Lekkerkerker and his brother were teammates at UC Davis from 2002 to 2003. As a college junior, he stood at 6 ft 7 in and weighed 310 lb, while his brother was 6 ft 6 in and 300 lb, earning the two the nickname the "Brothers Large". The Bee described them as like twins and noted, "They sound alike, in tone and in beliefs. They are quiet and shy by nature, but brutish and unforgiving in shoulder pads." The two brothers started together as offensive tackles for the Aggies in 2003. In total, Lekkerkerker played 22 games at UC Davis, 12 as a starter. At the conclusion of his collegiate career, he played in the East–West Shrine Bowl.

==Professional career==
Lekkerkerker was invited to the NFL Scouting Combine and worked out with the Chicago Bears and New England Patriots prior to the 2004 NFL draft; some sources projected him as a potential sixth- or seventh-round pick.
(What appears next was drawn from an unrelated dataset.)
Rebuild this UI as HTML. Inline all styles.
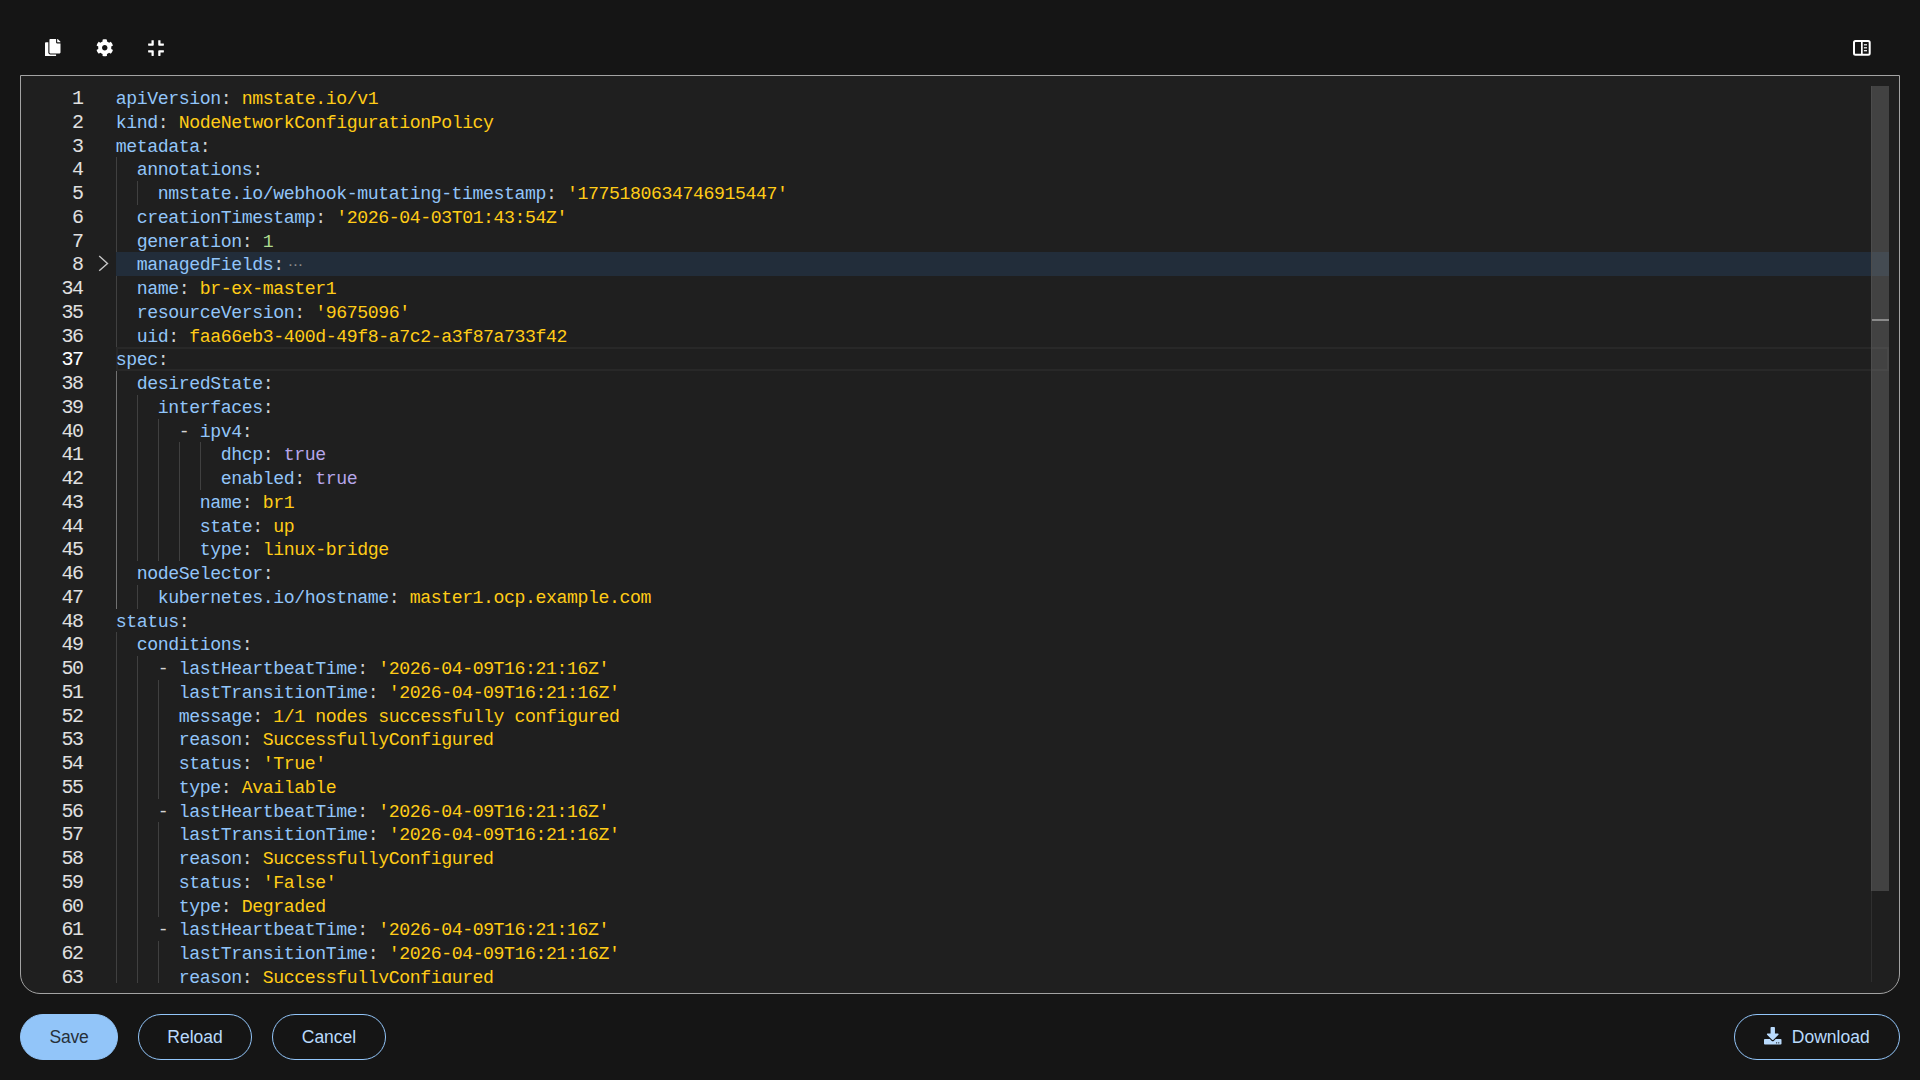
<!DOCTYPE html>
<html lang="en"><head><meta charset="utf-8"><title>YAML editor</title>
<style>
html,body{margin:0;padding:0;}
body{width:1920px;height:1080px;overflow:hidden;background:#151515;position:relative;font-family:"Liberation Sans",sans-serif;}
.ico{position:absolute;fill:#fff;}
#ed{position:absolute;left:20px;top:75px;width:1878px;height:917px;border:1px solid #a3a3a3;border-radius:0 0 20px 20px;background:#1f1f1f;}
#mo{position:absolute;left:9px;top:10px;width:1860px;height:897px;overflow:hidden;font-family:"Liberation Mono","DejaVu Sans Mono",monospace;font-size:18.2px;letter-spacing:-0.42px;line-height:23.75px;}
.ln{position:absolute;left:0;width:52.4px;margin-top:1px;font-size:20px;letter-spacing:-1.5px;text-align:right;height:23.75px;color:#e0e0e0;white-space:pre;}
.ln.act{color:#fff;}
.row{position:absolute;left:85.8px;margin-top:2px;height:23.75px;white-space:pre;color:#d4d4d4;}
.k{color:#92c5f9;} .s{color:#ffcc17;} .n{color:#afdc8f;} .b{color:#b6a6e9;} .d{color:#d4d4d4;}
.fold{color:#8c8c8c;font-family:"DejaVu Sans",sans-serif;font-size:15px;letter-spacing:0;margin-left:3.9px;line-height:10px;position:relative;top:-0.4px;}
.g{position:absolute;width:1px;background:#404040;}
.g.ga{background:#707070;}
#foldbg{position:absolute;left:86px;top:166.25px;width:1773px;height:23.75px;background:#222d3a;}
#curline{position:absolute;left:86px;top:261.25px;width:1769px;height:19.75px;border:2px solid #282828;}
#sb{position:absolute;left:1841px;top:0;width:18px;height:805px;background:rgba(121,121,121,0.4);}
#sbl{position:absolute;left:1841px;top:0;width:1px;height:896px;background:#2f2f2f;}
#ovr{position:absolute;left:1842px;top:233px;width:17px;height:2px;background:#8a8a8a;}
.btn{position:absolute;top:1014px;height:44px;border:1px solid #92c5f9;border-radius:23px;color:#b9dafc;font-size:17.5px;line-height:44px;text-align:center;white-space:nowrap;}
.btn.pri{background:#92c5f9;color:#27303a;letter-spacing:-0.25px;}
</style></head><body>
<svg class="ico" style="left:45px;top:38.5px" width="15.5" height="17.75" viewBox="0 0 448 512"><path d="M320 448v40c0 13.255-10.745 24-24 24H24c-13.255 0-24-10.745-24-24V120c0-13.255 10.745-24 24-24h72v296c0 30.879 25.121 56 56 56h168zm0-344V0H152c-13.255 0-24 10.745-24 24v368c0 13.255 10.745 24 24 24h272c13.255 0 24-10.745 24-24V128H344c-13.200 0-24-10.800-24-24zm120.971-31.029L375.029 7.029A24 24 0 0 0 358.059 0H352v96h96v-6.059a24 24 0 0 0-7.029-16.970z"/></svg>
<svg class="ico" style="left:96px;top:39px" width="17.5" height="17.5" viewBox="0 0 512 512"><path d="M487.4 315.7l-42.600-24.600c4.300-23.200 4.300-47 0-70.200l42.600-24.600c4.900-2.800 7.100-8.600 5.500-14-11.100-35.600-30-67.800-54.700-94.600-3.800-4.100-10-5.100-14.800-2.300L380.800 110c-17.900-15.400-38.500-27.300-60.800-35.100V25.800c0-5.600-3.900-10.500-9.400-11.700-36.700-8.200-74.300-7.800-109.200 0-5.500 1.200-9.400 6.100-9.400 11.700V75c-22.200 7.900-42.800 19.800-60.800 35.100L88.700 85.500c-4.900-2.800-11-1.900-14.800 2.300-24.700 26.700-43.600 58.900-54.700 94.600-1.700 5.400.6 11.200 5.500 14L67.300 221c-4.300 23.200-4.300 47 0 70.200l-42.600 24.600c-4.900 2.800-7.100 8.600-5.500 14 11.100 35.600 30 67.800 54.700 94.600 3.800 4.100 10 5.100 14.800 2.300l42.600-24.600c17.900 15.400 38.500 27.300 60.800 35.100v49.200c0 5.600 3.900 10.500 9.400 11.700 36.700 8.200 74.300 7.800 109.200 0 5.500-1.200 9.400-6.100 9.400-11.700v-49.200c22.200-7.900 42.800-19.800 60.800-35.100l42.600 24.600c4.900 2.800 11 1.900 14.800-2.300 24.700-26.700 43.600-58.900 54.700-94.600 1.500-5.500-.7-11.300-5.600-14.100zM256 336c-44.100 0-80-35.900-80-80s35.900-80 80-80 80 35.900 80 80-35.900 80-80 80z"/></svg>
<svg class="ico" style="left:148px;top:39px" width="16" height="18" viewBox="0 0 448 512"><path d="M436 192H312c-13.300 0-24-10.700-24-24V44c0-6.600 5.400-12 12-12h40c6.600 0 12 5.400 12 12v84h84c6.600 0 12 5.400 12 12v40c0 6.600-5.400 12-12 12zm-276-24V44c0-6.600-5.400-12-12-12h-40c-6.600 0-12 5.400-12 12v84H12c-6.600 0-12 5.400-12 12v40c0 6.600 5.400 12 12 12h124c13.300 0 24-10.700 24-24zm0 300V344c0-13.300-10.700-24-24-24H12c-6.600 0-12 5.400-12 12v40c0 6.600 5.400 12 12 12h84v84c0 6.600 5.400 12 12 12h40c6.600 0 12-5.400 12-12zm192 0v-84h84c6.600 0 12-5.400 12-12v-40c0-6.600-5.400-12-12-12H312c-13.300 0-24 10.700-24 24v124c0 6.600 5.400 12 12 12h40c6.600 0 12-5.400 12-12z"/></svg>
<svg class="ico" style="left:1852px;top:39px;fill:none" width="20" height="18" viewBox="0 0 20 18"><rect x="2" y="2" width="15.7" height="13.85" rx="1.5" stroke="#fff" stroke-width="2"/><rect x="9" y="2" width="1.7" height="14" fill="#fff"/><rect x="11.9" y="5.2" width="3.1" height="1.2" fill="#fff"/><rect x="11.9" y="8.2" width="3.1" height="1.2" fill="#fff"/><rect x="11.9" y="11.1" width="3.1" height="1.2" fill="#fff"/></svg>
<div id="ed"><div id="mo">
<i class="g" style="left:86.0px;top:71.25px;height:190.00px"></i>
<i class="g" style="left:107.0px;top:95.00px;height:23.75px"></i>
<i class="g ga" style="left:86.0px;top:285.00px;height:237.50px"></i>
<i class="g" style="left:107.0px;top:308.75px;height:166.25px"></i>
<i class="g" style="left:107.0px;top:498.75px;height:23.75px"></i>
<i class="g" style="left:128.0px;top:332.50px;height:142.50px"></i>
<i class="g" style="left:149.0px;top:356.25px;height:118.75px"></i>
<i class="g" style="left:170.0px;top:356.25px;height:47.50px"></i>
<i class="g" style="left:86.0px;top:546.25px;height:356.25px"></i>
<i class="g" style="left:107.0px;top:570.00px;height:332.50px"></i>
<i class="g" style="left:128.0px;top:593.75px;height:118.75px"></i>
<i class="g" style="left:128.0px;top:736.25px;height:95.00px"></i>
<i class="g" style="left:128.0px;top:855.00px;height:47.50px"></i>
<div id="foldbg"></div><div id="curline"></div>
<div class="ln" style="top:0.00px">1</div>
<div class="row" style="top:0.00px"><span class="k">apiVersion</span><span class="d">:</span> <span class="s">nmstate.io/v1</span></div>
<div class="ln" style="top:23.75px">2</div>
<div class="row" style="top:23.75px"><span class="k">kind</span><span class="d">:</span> <span class="s">NodeNetworkConfigurationPolicy</span></div>
<div class="ln" style="top:47.50px">3</div>
<div class="row" style="top:47.50px"><span class="k">metadata</span><span class="d">:</span></div>
<div class="ln" style="top:71.25px">4</div>
<div class="row" style="top:71.25px">  <span class="k">annotations</span><span class="d">:</span></div>
<div class="ln" style="top:95.00px">5</div>
<div class="row" style="top:95.00px">    <span class="k">nmstate.io/webhook-mutating-timestamp</span><span class="d">:</span> <span class="s">&#x27;1775180634746915447&#x27;</span></div>
<div class="ln" style="top:118.75px">6</div>
<div class="row" style="top:118.75px">  <span class="k">creationTimestamp</span><span class="d">:</span> <span class="s">&#x27;2026-04-03T01:43:54Z&#x27;</span></div>
<div class="ln" style="top:142.50px">7</div>
<div class="row" style="top:142.50px">  <span class="k">generation</span><span class="d">:</span> <span class="n">1</span></div>
<div class="ln" style="top:166.25px">8</div>
<div class="row" style="top:166.25px">  <span class="k">managedFields</span><span class="d">:</span><span class="fold">⋯</span></div>
<div class="ln" style="top:190.00px">34</div>
<div class="row" style="top:190.00px">  <span class="k">name</span><span class="d">:</span> <span class="s">br-ex-master1</span></div>
<div class="ln" style="top:213.75px">35</div>
<div class="row" style="top:213.75px">  <span class="k">resourceVersion</span><span class="d">:</span> <span class="s">&#x27;9675096&#x27;</span></div>
<div class="ln" style="top:237.50px">36</div>
<div class="row" style="top:237.50px">  <span class="k">uid</span><span class="d">:</span> <span class="s">faa66eb3-400d-49f8-a7c2-a3f87a733f42</span></div>
<div class="ln act" style="top:261.25px">37</div>
<div class="row" style="top:261.25px"><span class="k">spec</span><span class="d">:</span></div>
<div class="ln" style="top:285.00px">38</div>
<div class="row" style="top:285.00px">  <span class="k">desiredState</span><span class="d">:</span></div>
<div class="ln" style="top:308.75px">39</div>
<div class="row" style="top:308.75px">    <span class="k">interfaces</span><span class="d">:</span></div>
<div class="ln" style="top:332.50px">40</div>
<div class="row" style="top:332.50px">      <span class="d">- </span><span class="k">ipv4</span><span class="d">:</span></div>
<div class="ln" style="top:356.25px">41</div>
<div class="row" style="top:356.25px">          <span class="k">dhcp</span><span class="d">:</span> <span class="b">true</span></div>
<div class="ln" style="top:380.00px">42</div>
<div class="row" style="top:380.00px">          <span class="k">enabled</span><span class="d">:</span> <span class="b">true</span></div>
<div class="ln" style="top:403.75px">43</div>
<div class="row" style="top:403.75px">        <span class="k">name</span><span class="d">:</span> <span class="s">br1</span></div>
<div class="ln" style="top:427.50px">44</div>
<div class="row" style="top:427.50px">        <span class="k">state</span><span class="d">:</span> <span class="s">up</span></div>
<div class="ln" style="top:451.25px">45</div>
<div class="row" style="top:451.25px">        <span class="k">type</span><span class="d">:</span> <span class="s">linux-bridge</span></div>
<div class="ln" style="top:475.00px">46</div>
<div class="row" style="top:475.00px">  <span class="k">nodeSelector</span><span class="d">:</span></div>
<div class="ln" style="top:498.75px">47</div>
<div class="row" style="top:498.75px">    <span class="k">kubernetes.io/hostname</span><span class="d">:</span> <span class="s">master1.ocp.example.com</span></div>
<div class="ln" style="top:522.50px">48</div>
<div class="row" style="top:522.50px"><span class="k">status</span><span class="d">:</span></div>
<div class="ln" style="top:546.25px">49</div>
<div class="row" style="top:546.25px">  <span class="k">conditions</span><span class="d">:</span></div>
<div class="ln" style="top:570.00px">50</div>
<div class="row" style="top:570.00px">    <span class="d">- </span><span class="k">lastHeartbeatTime</span><span class="d">:</span> <span class="s">&#x27;2026-04-09T16:21:16Z&#x27;</span></div>
<div class="ln" style="top:593.75px">51</div>
<div class="row" style="top:593.75px">      <span class="k">lastTransitionTime</span><span class="d">:</span> <span class="s">&#x27;2026-04-09T16:21:16Z&#x27;</span></div>
<div class="ln" style="top:617.50px">52</div>
<div class="row" style="top:617.50px">      <span class="k">message</span><span class="d">:</span> <span class="s">1/1 nodes successfully configured</span></div>
<div class="ln" style="top:641.25px">53</div>
<div class="row" style="top:641.25px">      <span class="k">reason</span><span class="d">:</span> <span class="s">SuccessfullyConfigured</span></div>
<div class="ln" style="top:665.00px">54</div>
<div class="row" style="top:665.00px">      <span class="k">status</span><span class="d">:</span> <span class="s">&#x27;True&#x27;</span></div>
<div class="ln" style="top:688.75px">55</div>
<div class="row" style="top:688.75px">      <span class="k">type</span><span class="d">:</span> <span class="s">Available</span></div>
<div class="ln" style="top:712.50px">56</div>
<div class="row" style="top:712.50px">    <span class="d">- </span><span class="k">lastHeartbeatTime</span><span class="d">:</span> <span class="s">&#x27;2026-04-09T16:21:16Z&#x27;</span></div>
<div class="ln" style="top:736.25px">57</div>
<div class="row" style="top:736.25px">      <span class="k">lastTransitionTime</span><span class="d">:</span> <span class="s">&#x27;2026-04-09T16:21:16Z&#x27;</span></div>
<div class="ln" style="top:760.00px">58</div>
<div class="row" style="top:760.00px">      <span class="k">reason</span><span class="d">:</span> <span class="s">SuccessfullyConfigured</span></div>
<div class="ln" style="top:783.75px">59</div>
<div class="row" style="top:783.75px">      <span class="k">status</span><span class="d">:</span> <span class="s">&#x27;False&#x27;</span></div>
<div class="ln" style="top:807.50px">60</div>
<div class="row" style="top:807.50px">      <span class="k">type</span><span class="d">:</span> <span class="s">Degraded</span></div>
<div class="ln" style="top:831.25px">61</div>
<div class="row" style="top:831.25px">    <span class="d">- </span><span class="k">lastHeartbeatTime</span><span class="d">:</span> <span class="s">&#x27;2026-04-09T16:21:16Z&#x27;</span></div>
<div class="ln" style="top:855.00px">62</div>
<div class="row" style="top:855.00px">      <span class="k">lastTransitionTime</span><span class="d">:</span> <span class="s">&#x27;2026-04-09T16:21:16Z&#x27;</span></div>
<div class="ln" style="top:878.75px">63</div>
<div class="row" style="top:878.75px">      <span class="k">reason</span><span class="d">:</span> <span class="s">SuccessfullyConfigured</span></div>
<svg style="position:absolute;left:66px;top:168px" width="14" height="20" viewBox="0 0 14 20"><path d="M3.2 2 L11.5 9.4 L3.2 16.8" fill="none" stroke="#c5c5c5" stroke-width="1.4"/></svg>
<div id="sbl"></div>
<div id="sb"></div>
<div id="ovr"></div>
</div></div>
<div class="btn pri" style="left:20px;width:96px">Save</div>
<div class="btn" style="left:138px;width:112px">Reload</div>
<div class="btn" style="left:272px;width:112px">Cancel</div>
<div class="btn" style="left:1734px;width:164px"><svg style="fill:#b9dafc;vertical-align:-1.5px;margin-right:10px" width="17.5" height="17.5" viewBox="0 0 512 512"><path d="M216 0h80c13.300 0 24 10.700 24 24v168h87.700c17.800 0 26.700 21.500 14.100 34.100L269.700 378.300c-7.500 7.500-19.800 7.500-27.300 0L90.100 226.100c-12.600-12.600-3.700-34.100 14.100-34.100H192V24c0-13.300 10.700-24 24-24zm296 376v112c0 13.300-10.700 24-24 24H24c-13.300 0-24-10.700-24-24V376c0-13.300 10.700-24 24-24h146.700l49 49c20.100 20.100 52.500 20.100 72.600 0l49-49H488c13.300 0 24 10.700 24 24zm-124 88c0-11-9-20-20-20s-20 9-20 20 9 20 20 20 20-9 20-20zm64 0c0-11-9-20-20-20s-20 9-20 20 9 20 20 20 20-9 20-20z"/></svg>Download</div>
</body></html>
He went unselected in the draft and afterwards signed with the Houston Texans as an undrafted free agent. He was released by the Texans on August 31, 2004, then signed with the Oakland Raiders practice squad on September 7, where he remained for the rest of the season. He re-signed with the Raiders on January 4, 2005, but was released on September 3, 2005, after which he re-signed with the practice squad. On November 26, he was promoted to the active roster after Warren Sapp was placed on injured reserve. He appeared in only one game, a Week 17 loss to the New York Giants. During the 2005 season, the Raiders twice played against the San Diego Chargers, who had Brad's brother Cory on their roster, although the brothers did not play in the games. After initially re-signing with the Raiders in 2006, Lekkerkerker was placed on the reserve/retired list on July 25, 2006, ending his professional career.

After his playing career, Lekkerkerker lived in Bakersfield, California, and became an almond farmer.